■ To be done: Copy the data precisely, character for character, and leave out every picture.

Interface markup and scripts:
↓

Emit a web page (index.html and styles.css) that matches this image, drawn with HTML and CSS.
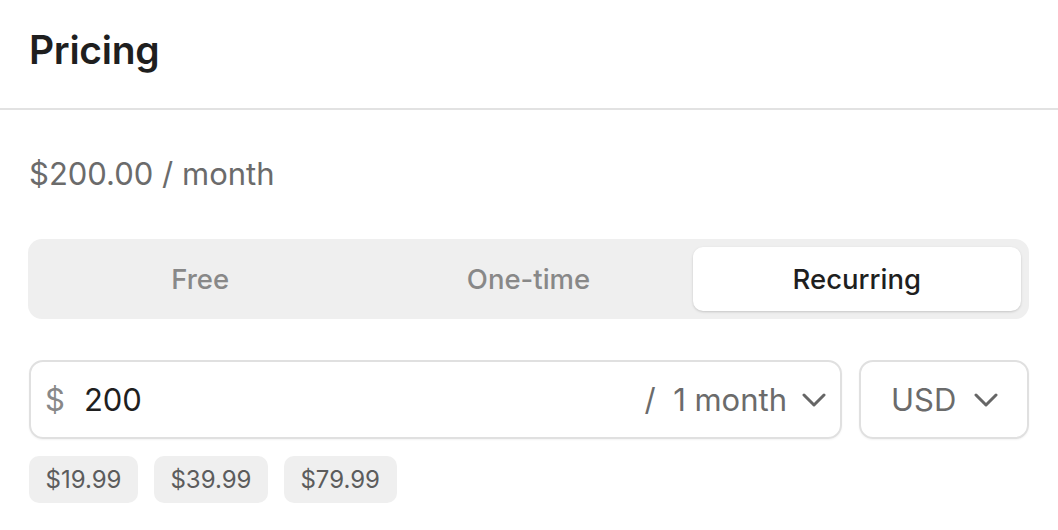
FILE: index.html
```html
<!DOCTYPE html>
<html>
<head>
<meta charset="utf-8">
<link rel="stylesheet" href="styles.css">
</head>
<body>
<div class="panel">
  <header class="header">
    <h1 class="title">Pricing</h1>
  </header>
  <div class="body">
    <div class="summary">$200.00 / month</div>
    <div class="segmented">
      <div class="seg">Free</div>
      <div class="seg">One-time</div>
      <div class="seg seg-active">Recurring</div>
    </div>
    <div class="inputs">
      <div class="field amount">
        <span class="cur">$</span>
        <span class="value">200</span>
        <span class="period">/&nbsp; 1 month</span>
        <svg class="chev" width="24" height="14" viewBox="0 0 24 14"><path d="M2 2l10 10 10-10" fill="none" stroke="#666" stroke-width="3" stroke-linecap="round" stroke-linejoin="round"/></svg>
      </div>
      <div class="field currency">
        <span class="code">USD</span>
        <svg class="chev" width="24" height="14" viewBox="0 0 24 14"><path d="M2 2l10 10 10-10" fill="none" stroke="#666" stroke-width="3" stroke-linecap="round" stroke-linejoin="round"/></svg>
      </div>
    </div>
    <div class="chips">
      <span class="chip">$19.99</span>
      <span class="chip">$39.99</span>
      <span class="chip">$79.99</span>
    </div>
  </div>
</div>
</body>
</html>
```
FILE: styles.css
```css
* { box-sizing: border-box; }
html, body { margin: 0; padding: 0; background: #fff; }
body { font-family: Inter, "Noto Sans", sans-serif; color: #1f1f1f; }

.header {
  height: 110px;
  border-bottom: 2px solid #e2e2e2;
  padding: 0 28px;
  display: flex;
  align-items: center;
}
.title {
  margin: 0;
  font-size: 39px;
  font-weight: 600;
  letter-spacing: -0.3px;
  color: #1f1f1f;
  position: relative;
  top: -5px;
  left: 1px;
}

.body { padding: 0 29px 0 28px; }

.summary {
  margin-top: 46px;
  font-size: 31px;
  line-height: 36px;
  color: #6b6b6b;
  padding-left: 1px;
}

.segmented {
  margin-top: 47px;
  height: 80px;
  background: #efefef;
  border-radius: 14px;
  padding: 8px;
  display: grid;
  grid-template-columns: 1fr 1fr 1fr;
}
.seg {
  display: flex;
  align-items: center;
  justify-content: center;
  font-size: 27.5px;
  font-weight: 500;
  color: #888;
  border-radius: 10px;
}
.seg-active {
  background: #fff;
  color: #1f1f1f;
  box-shadow: 0 1px 3px rgba(0,0,0,0.12), 0 1px 2px rgba(0,0,0,0.06);
}

.inputs {
  margin-top: 41px;
  display: flex;
  gap: 17px;
}
.field {
  height: 79px;
  border: 2px solid #e0e0e0;
  border-radius: 14px;
  display: flex;
  align-items: center;
  box-shadow: 0 1px 2px rgba(0,0,0,0.05);
}
.amount {
  flex: 1;
  padding: 0 14px 0 14px;
  margin-left: 1px;
}
.cur { font-size: 31px; color: #888; }
.value { font-size: 31px; color: #1f1f1f; margin-left: 19px; flex: 1; }
.period { font-size: 31px; color: #6b6b6b; }
.chev { margin-left: 15px; flex: none; }
.currency {
  width: 170px;
  padding: 0 29px 0 30px;
  justify-content: space-between;
}
.code { font-size: 31px; color: #6b6b6b; }

.chips {
  margin-top: 17px;
  display: flex;
  gap: 16px;
  padding-left: 1px;
}
.chip {
  height: 47px;
  padding: 0 16.5px;
  background: #efefef;
  border-radius: 10px;
  font-size: 24px;
  color: #5c5c5c;
  display: flex;
  align-items: center;
}
```
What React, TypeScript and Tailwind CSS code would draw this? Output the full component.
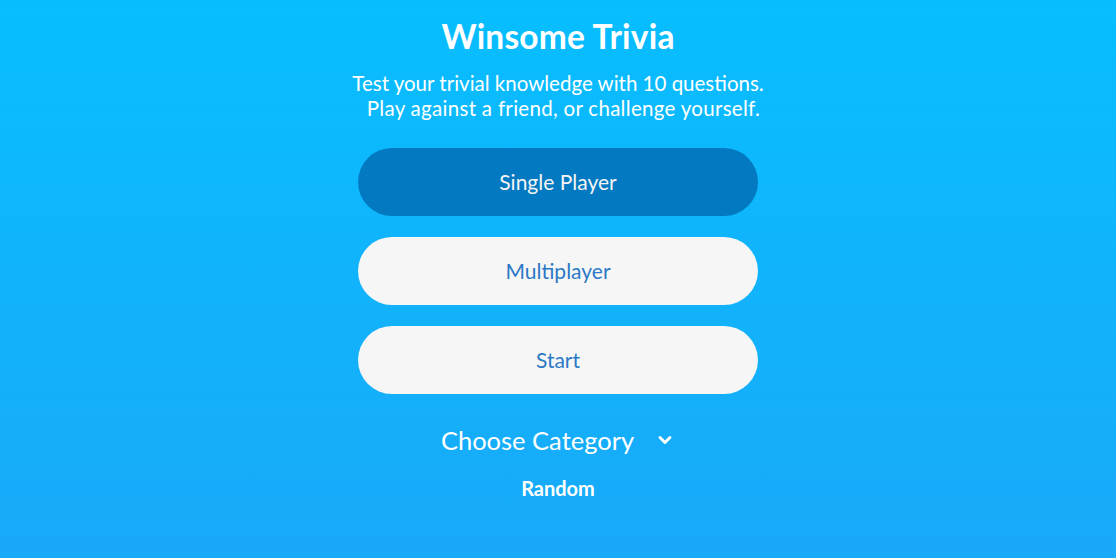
import { ChevronDown } from 'lucide-react'

const modes = [
  { label: 'Single Player', active: true },
  { label: 'Multiplayer', active: false },
  { label: 'Start', active: false },
]

export default function App() {
  return (
    <div className="min-h-[558px] w-full bg-gradient-to-b from-[#06beff] to-[#18a9f8] font-['Lato',sans-serif] text-white">
      <div className="mx-auto flex w-[400px] flex-col items-center pt-[14px]">
        <h1 className="text-[33.5px] font-bold leading-[44px] tracking-[0.2px]">Winsome Trivia</h1>

        <p className="mt-[13px] w-[460px] text-center text-[20.5px] leading-[25px]">
          Test your trivial knowledge with 10 questions.
          <br />
          <span className="pl-[11px] tracking-[0.3px]">Play against a friend, or challenge yourself.</span>
        </p>

        <div className="mt-[27px] flex w-full flex-col gap-[21px]">
          {modes.map((m) => (
            <button
              key={m.label}
              className={
                m.active
                  ? 'h-[68px] w-full rounded-full bg-[#0279c0] text-[21px] text-[#f4f4f4]'
                  : 'h-[68px] w-full rounded-full bg-[#f6f6f6] text-[21px] text-[#2c79c6]'
              }
            >
              {m.label}
            </button>
          ))}
        </div>

        <div className="mt-[30px] flex items-center gap-[21px]">
          <span className="text-[25.5px] leading-[32px]">Choose Category</span>
          <ChevronDown size={20} strokeWidth={3.5} />
        </div>

        <div className="mt-[17px] text-[20px] font-bold">Random</div>
      </div>
    </div>
  )
}
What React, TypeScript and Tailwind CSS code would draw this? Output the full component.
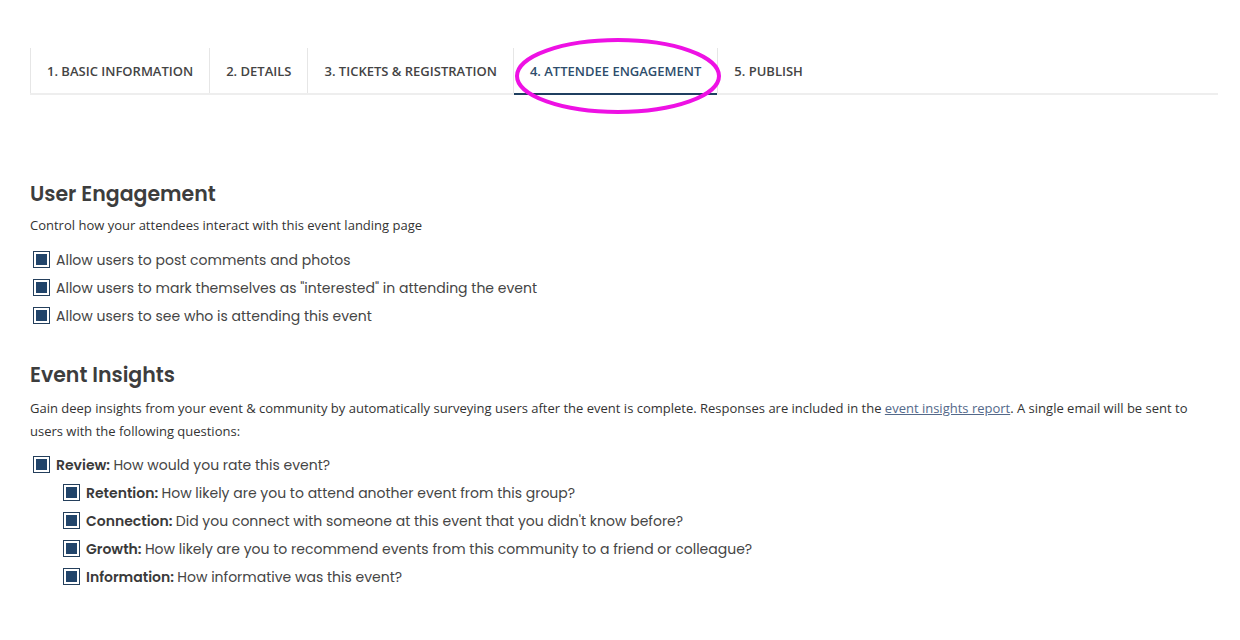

↑

■ Solution for this problem:
Emit a web page (index.html and styles.css) that matches this image, drawn with HTML and CSS.
FILE: index.html
```html
<!DOCTYPE html>
<html>
<head>
<meta charset="utf-8">
<link rel="stylesheet" href="styles.css">
</head>
<body>
<div class="panel">
  <header class="header">
    <h1 class="title">Pricing</h1>
  </header>
  <div class="body">
    <div class="summary">$200.00 / month</div>
    <div class="segmented">
      <div class="seg">Free</div>
      <div class="seg">One-time</div>
      <div class="seg seg-active">Recurring</div>
    </div>
    <div class="inputs">
      <div class="field amount">
        <span class="cur">$</span>
        <span class="value">200</span>
        <span class="period">/&nbsp; 1 month</span>
        <svg class="chev" width="24" height="14" viewBox="0 0 24 14"><path d="M2 2l10 10 10-10" fill="none" stroke="#666" stroke-width="3" stroke-linecap="round" stroke-linejoin="round"/></svg>
      </div>
      <div class="field currency">
        <span class="code">USD</span>
        <svg class="chev" width="24" height="14" viewBox="0 0 24 14"><path d="M2 2l10 10 10-10" fill="none" stroke="#666" stroke-width="3" stroke-linecap="round" stroke-linejoin="round"/></svg>
      </div>
    </div>
    <div class="chips">
      <span class="chip">$19.99</span>
      <span class="chip">$39.99</span>
      <span class="chip">$79.99</span>
    </div>
  </div>
</div>
</body>
</html>
```
FILE: styles.css
```css
* { box-sizing: border-box; }
html, body { margin: 0; padding: 0; background: #fff; }
body { font-family: Inter, "Noto Sans", sans-serif; color: #1f1f1f; }

.header {
  height: 110px;
  border-bottom: 2px solid #e2e2e2;
  padding: 0 28px;
  display: flex;
  align-items: center;
}
.title {
  margin: 0;
  font-size: 39px;
  font-weight: 600;
  letter-spacing: -0.3px;
  color: #1f1f1f;
  position: relative;
  top: -5px;
  left: 1px;
}

.body { padding: 0 29px 0 28px; }

.summary {
  margin-top: 46px;
  font-size: 31px;
  line-height: 36px;
  color: #6b6b6b;
  padding-left: 1px;
}

.segmented {
  margin-top: 47px;
  height: 80px;
  background: #efefef;
  border-radius: 14px;
  padding: 8px;
  display: grid;
  grid-template-columns: 1fr 1fr 1fr;
}
.seg {
  display: flex;
  align-items: center;
  justify-content: center;
  font-size: 27.5px;
  font-weight: 500;
  color: #888;
  border-radius: 10px;
}
.seg-active {
  background: #fff;
  color: #1f1f1f;
  box-shadow: 0 1px 3px rgba(0,0,0,0.12), 0 1px 2px rgba(0,0,0,0.06);
}

.inputs {
  margin-top: 41px;
  display: flex;
  gap: 17px;
}
.field {
  height: 79px;
  border: 2px solid #e0e0e0;
  border-radius: 14px;
  display: flex;
  align-items: center;
  box-shadow: 0 1px 2px rgba(0,0,0,0.05);
}
.amount {
  flex: 1;
  padding: 0 14px 0 14px;
  margin-left: 1px;
}
.cur { font-size: 31px; color: #888; }
.value { font-size: 31px; color: #1f1f1f; margin-left: 19px; flex: 1; }
.period { font-size: 31px; color: #6b6b6b; }
.chev { margin-left: 15px; flex: none; }
.currency {
  width: 170px;
  padding: 0 29px 0 30px;
  justify-content: space-between;
}
.code { font-size: 31px; color: #6b6b6b; }

.chips {
  margin-top: 17px;
  display: flex;
  gap: 16px;
  padding-left: 1px;
}
.chip {
  height: 47px;
  padding: 0 16.5px;
  background: #efefef;
  border-radius: 10px;
  font-size: 24px;
  color: #5c5c5c;
  display: flex;
  align-items: center;
}
```
What React, TypeScript and Tailwind CSS code would draw this? Output the full component.
import { ChevronDown } from 'lucide-react'

const modes = [
  { label: 'Single Player', active: true },
  { label: 'Multiplayer', active: false },
  { label: 'Start', active: false },
]

export default function App() {
  return (
    <div className="min-h-[558px] w-full bg-gradient-to-b from-[#06beff] to-[#18a9f8] font-['Lato',sans-serif] text-white">
      <div className="mx-auto flex w-[400px] flex-col items-center pt-[14px]">
        <h1 className="text-[33.5px] font-bold leading-[44px] tracking-[0.2px]">Winsome Trivia</h1>

        <p className="mt-[13px] w-[460px] text-center text-[20.5px] leading-[25px]">
          Test your trivial knowledge with 10 questions.
          <br />
          <span className="pl-[11px] tracking-[0.3px]">Play against a friend, or challenge yourself.</span>
        </p>

        <div className="mt-[27px] flex w-full flex-col gap-[21px]">
          {modes.map((m) => (
            <button
              key={m.label}
              className={
                m.active
                  ? 'h-[68px] w-full rounded-full bg-[#0279c0] text-[21px] text-[#f4f4f4]'
                  : 'h-[68px] w-full rounded-full bg-[#f6f6f6] text-[21px] text-[#2c79c6]'
              }
            >
              {m.label}
            </button>
          ))}
        </div>

        <div className="mt-[30px] flex items-center gap-[21px]">
          <span className="text-[25.5px] leading-[32px]">Choose Category</span>
          <ChevronDown size={20} strokeWidth={3.5} />
        </div>

        <div className="mt-[17px] text-[20px] font-bold">Random</div>
      </div>
    </div>
  )
}
What React, TypeScript and Tailwind CSS code would draw this? Output the full component.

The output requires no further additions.